▶ [TO BE DONE]:
Gather all lines containing the string "this" and copy them out.

▶ [SOURCE MATERIAL]:
########

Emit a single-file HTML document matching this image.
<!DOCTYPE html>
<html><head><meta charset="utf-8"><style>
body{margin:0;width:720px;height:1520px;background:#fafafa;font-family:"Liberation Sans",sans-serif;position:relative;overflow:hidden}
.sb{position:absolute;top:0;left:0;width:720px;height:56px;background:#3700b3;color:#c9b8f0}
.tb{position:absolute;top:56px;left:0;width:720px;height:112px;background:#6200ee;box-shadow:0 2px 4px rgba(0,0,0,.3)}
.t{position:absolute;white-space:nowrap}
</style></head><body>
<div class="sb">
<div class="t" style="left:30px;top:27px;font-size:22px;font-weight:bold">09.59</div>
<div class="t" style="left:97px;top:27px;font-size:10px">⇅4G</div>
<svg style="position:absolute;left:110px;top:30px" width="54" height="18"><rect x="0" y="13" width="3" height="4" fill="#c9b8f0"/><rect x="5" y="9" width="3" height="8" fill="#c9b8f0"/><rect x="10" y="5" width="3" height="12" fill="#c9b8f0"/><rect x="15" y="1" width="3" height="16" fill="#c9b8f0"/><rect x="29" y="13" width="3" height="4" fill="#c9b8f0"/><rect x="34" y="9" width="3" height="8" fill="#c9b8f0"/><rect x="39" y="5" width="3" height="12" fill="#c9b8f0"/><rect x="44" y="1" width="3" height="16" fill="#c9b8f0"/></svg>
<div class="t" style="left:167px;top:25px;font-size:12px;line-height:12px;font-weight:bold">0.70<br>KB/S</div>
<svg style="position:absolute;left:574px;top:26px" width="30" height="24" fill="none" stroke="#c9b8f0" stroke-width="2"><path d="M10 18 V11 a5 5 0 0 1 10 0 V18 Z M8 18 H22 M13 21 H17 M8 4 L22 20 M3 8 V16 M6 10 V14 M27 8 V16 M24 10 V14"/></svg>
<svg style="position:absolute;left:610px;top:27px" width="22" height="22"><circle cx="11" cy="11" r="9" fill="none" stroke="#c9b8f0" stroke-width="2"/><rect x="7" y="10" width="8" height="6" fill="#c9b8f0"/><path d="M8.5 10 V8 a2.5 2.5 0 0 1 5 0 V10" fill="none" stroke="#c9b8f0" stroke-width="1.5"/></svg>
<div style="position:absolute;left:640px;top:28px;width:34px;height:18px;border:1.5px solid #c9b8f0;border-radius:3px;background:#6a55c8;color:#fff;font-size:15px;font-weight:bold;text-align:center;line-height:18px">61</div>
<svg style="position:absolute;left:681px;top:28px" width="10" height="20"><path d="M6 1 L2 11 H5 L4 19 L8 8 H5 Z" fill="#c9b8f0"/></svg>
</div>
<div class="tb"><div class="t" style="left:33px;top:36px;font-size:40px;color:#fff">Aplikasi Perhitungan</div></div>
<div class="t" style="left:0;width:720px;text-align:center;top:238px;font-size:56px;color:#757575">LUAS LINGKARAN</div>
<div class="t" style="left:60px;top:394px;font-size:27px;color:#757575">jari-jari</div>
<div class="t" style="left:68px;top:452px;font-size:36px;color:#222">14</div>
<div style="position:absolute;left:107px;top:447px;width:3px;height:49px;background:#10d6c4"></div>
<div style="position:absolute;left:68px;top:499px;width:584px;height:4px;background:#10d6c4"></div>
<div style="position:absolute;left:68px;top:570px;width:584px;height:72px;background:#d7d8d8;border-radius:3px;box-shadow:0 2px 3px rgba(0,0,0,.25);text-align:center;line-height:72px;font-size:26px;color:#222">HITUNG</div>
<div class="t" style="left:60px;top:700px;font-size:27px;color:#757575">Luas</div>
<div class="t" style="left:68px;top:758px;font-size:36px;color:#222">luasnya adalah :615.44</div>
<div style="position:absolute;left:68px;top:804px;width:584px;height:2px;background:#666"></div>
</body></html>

########

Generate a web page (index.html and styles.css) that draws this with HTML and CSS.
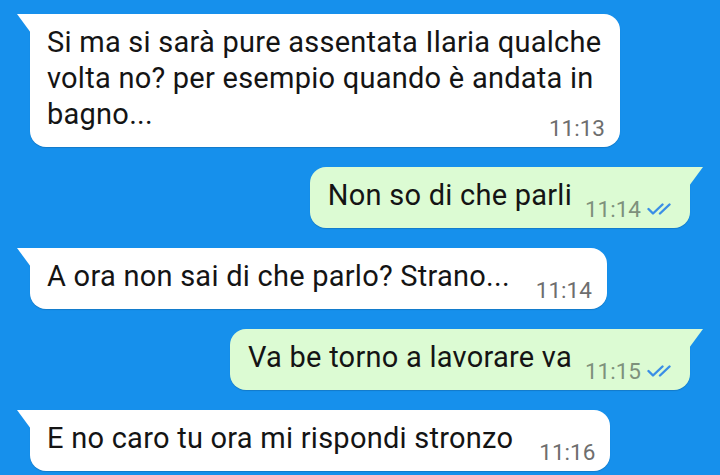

########

▶ [OUTPUT BELOW]:
Emit a single-file HTML document matching this image.
Generate a web page (index.html and styles.css) that draws this with HTML and CSS.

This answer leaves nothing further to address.